結局、破産の場合には連帯保証人は残債務の全額について返済する義務を負うことになります。
3-2.個人再生の場合
主債務者が個人再生の申し立てをした場合、連帯保証人はやはり主債務者が負っていた債務について代わりに返済する責任を負います。
個人再生の場合には、連帯保証人の求償権はその被保証債務について再生計画に定められた額の範囲内では行使できますが、これを超える部分(つまり主債務者が減額を得た部分)は求償することはできません。

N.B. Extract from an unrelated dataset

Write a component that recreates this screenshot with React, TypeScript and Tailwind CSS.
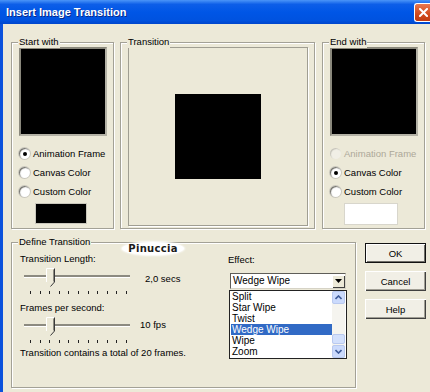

連帯保証人が債権者に対して一括返済した場合にはこの求償権に基づいて主債務者から返済を受けることができますが、それは相当減額された額に過ぎませんし、連帯保証人が分割で債権者に返済している場合には求償権を行使することは現実にはあまり期待できません。
したがって、個人再生の場合にも連帯保証人は全額について返済することになる可能性が高いといえます。
3-3.任意整理の場合
主債務者が任意整理を行った場合にも、連帯保証人は主債務者の債務を代わりに返済する責任を負うことになりますが、この場合には連帯保証人の求償権は制限されませんので、連帯保証人は債権者に返済した金額の全額について主債務者に求償することができます。

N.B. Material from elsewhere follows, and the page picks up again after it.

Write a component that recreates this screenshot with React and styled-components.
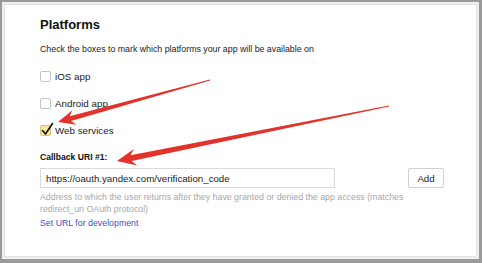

しかし、任意整理を行わなければならなくなった主債務者がこの求償に応じられるだけの資力を持っていることはあまり期待できないでしょうから、連帯保証人が主債務者から回収することは現実には難しいでしょう。
ただ、任意整理の場合には、連帯保証が付いている債務を除外して債務を整理することも可能です(破産や個人再生では、一部の債権者を除外して手続を行うことはできません)。

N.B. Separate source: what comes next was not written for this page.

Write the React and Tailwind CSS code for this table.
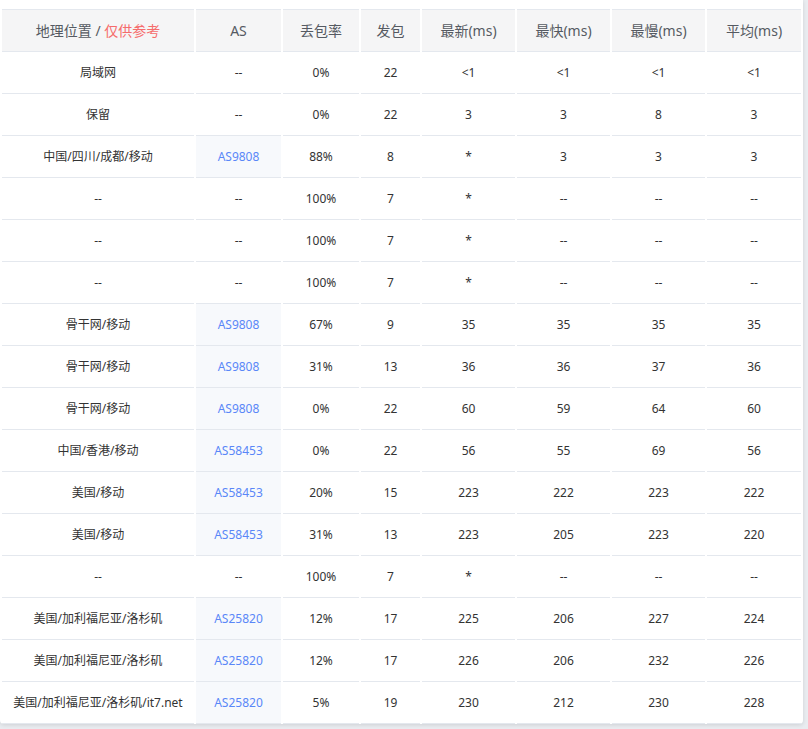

主債務者の意向によりますが、連帯保証人への影響を避けるために、任意整理を選択した上で保証付きの債務は整理の対象から外すというやり方を取れば、連帯保証人には何ら影響を及ぼさずに債務整理を行うことも可能です。
3-4.各手続の比較
以上に説明したことからすると、連帯保証人に最も負担のない債務整理手続は任意整理だということになるでしょう。
したがって、債務整理をしなければならない状況になった主債務者が、なるべく連帯保証人にかかる負担を少なくしたいと思う場合には、任意整理によって債務を整理することが可能かどうかを第一に検討すべきです。
ただ、これが可能かどうかはさまざまな事情によって異なりますから、弁護士に相談した上で慎重に判断すべきでしょう。
4.連帯保証人への請求の内容
債権者から連帯保証人に請求が行く場合、どのような内容の請求が行われるのでしょうか?
連帯保証契約では、主債務者に債務不履行があったときには連帯保証人は残額を一括して支払うとの約定が置かれているのが通常です。したがって、債権者からは残額について一括で支払うよう請求がなされることになります。始めからそれまで主債務者が返済していたのと同じ条件で支払うよう請求が来ることはないといってよいでしょう。
5.連帯保証人も返済できない場合
債権者から一括で支払うよう請求が来ても、連帯保証人にそれを支払うだけの資力がなく支払いができない場合にはどうしたらよいのでしょうか?
このような場合には、まずは連帯保証人としては分割での支払いについて債権者と交渉をすることを検討すべきです。その際、交渉の見通しについて弁護士に相談し、できれば交渉を弁護士に委任することをお勧めします。
なお、連帯保証人にまったく収入がないような場合には分割払いも難しいでしょうから、破産など他の手続を取ることも視野に入れましょう。
連帯保証人も何らかの形で債務整理が必要なことが予測される場合には、できれば主債務者とともに弁護士の相談を受け、主債務者の債務整理と並行して連帯保証人の債務整理も進めて行くことがベストです。
連帯保証人としても、いきなり債権者から請求を受けるよりは、事前に十分準備をした上で弁護士に委任しておけば直接の請求を受けることも避けられて安心できるでしょう。
ただ、連帯保証人と主債務者の関係が夫婦や親子などの親族であれば、債務整理をする旨を事前に連帯保証人に説明することは難しくありませんが、他人の場合にはそうではありません。
事前に説明するかどうかは、連帯保証人との関係をよく考え、弁護士にも相談した上で決定するのがよいでしょう。
6.まとめ
誰しもなるべく自分のことで他人に迷惑を掛けたくはないと考えています。事がお金に関することであればなおさらのことでしょう。頼んで連帯保証人になってもらった人に自分の債務整理で迷惑を掛けてしまうことはできれば避けたいものです。
もちろん、他人への迷惑を避けることを優先しすぎて肝心の債務整理がうまく行かないのでは意味がありませんが、債務整理を行う場合には、より迷惑の少ない方法がないかどうかを専門家に相談した上で方針を決めることが重要です。